Pascal a dit : « La justice et la vérité sont deux pointes si subtiles, que nos instrumens sont trop émoussés pour y toucher exactement. S’ils y arrivent, ils en écachent la pointe, et appuient tout autour, plus sur le faux que sur le vrai. » Cela est vrai, lorsqu’on s’attache exclusivement à l’étude de la notion abstraite. L’abstraction est une opération utile de l’esprit, à la condition de n’être qu’une méthode passagère ; mais si l’abstraction dure toujours, et ne se perd pas dans les objets concrets et vivans, l’esprit, par ses efforts, n’aboutit plus qu’à des résultats faux ou stériles.

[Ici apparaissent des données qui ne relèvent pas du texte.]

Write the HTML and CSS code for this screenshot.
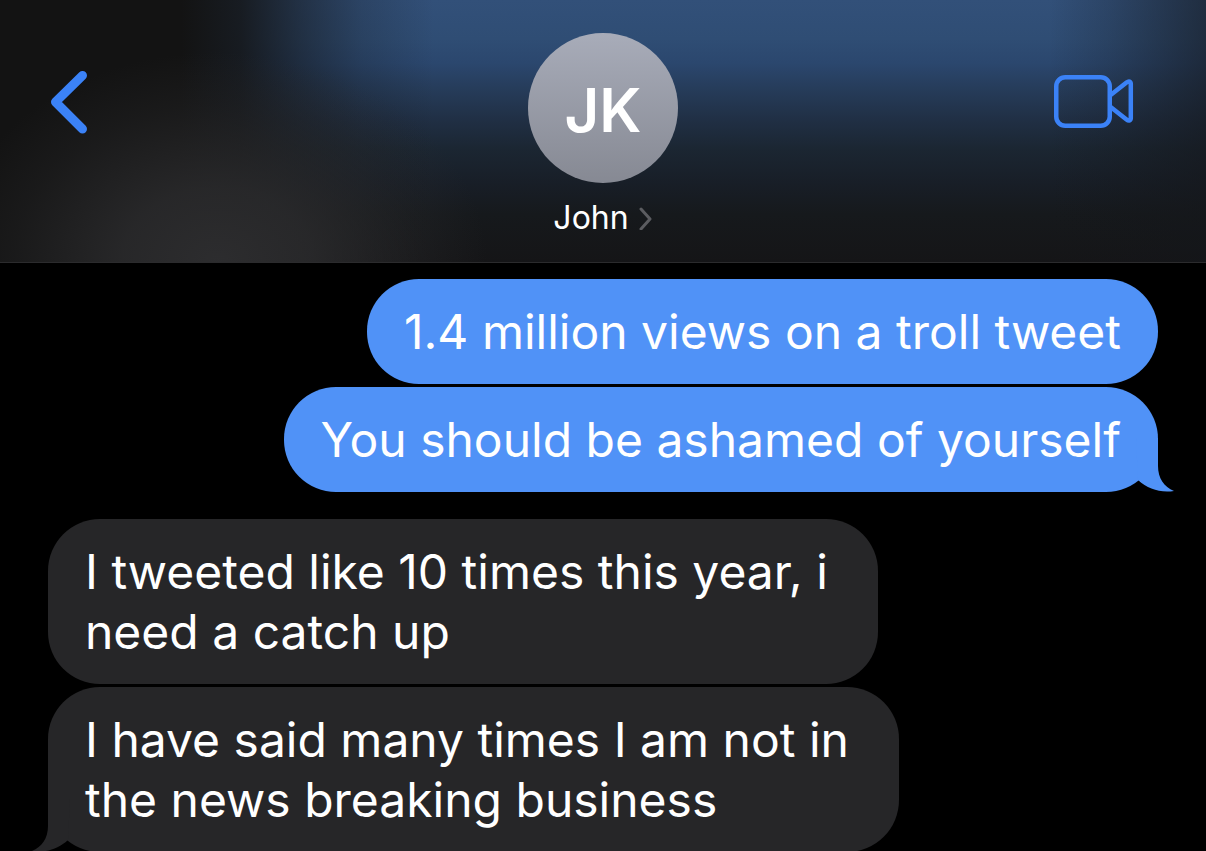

Les dangers de l’engouement pour l’abstraction seront évités par l’étude de l’homme, mais de l’homme complet, corps et ame, le tempérament comme le caractère, les nerfs et le sang comme les idées et le génie. Cette étude de l’homme naturel et concret commence à prévaloir de nos jours sur les tourmentes inutiles de l’abstraction tournoyant sur elle-même.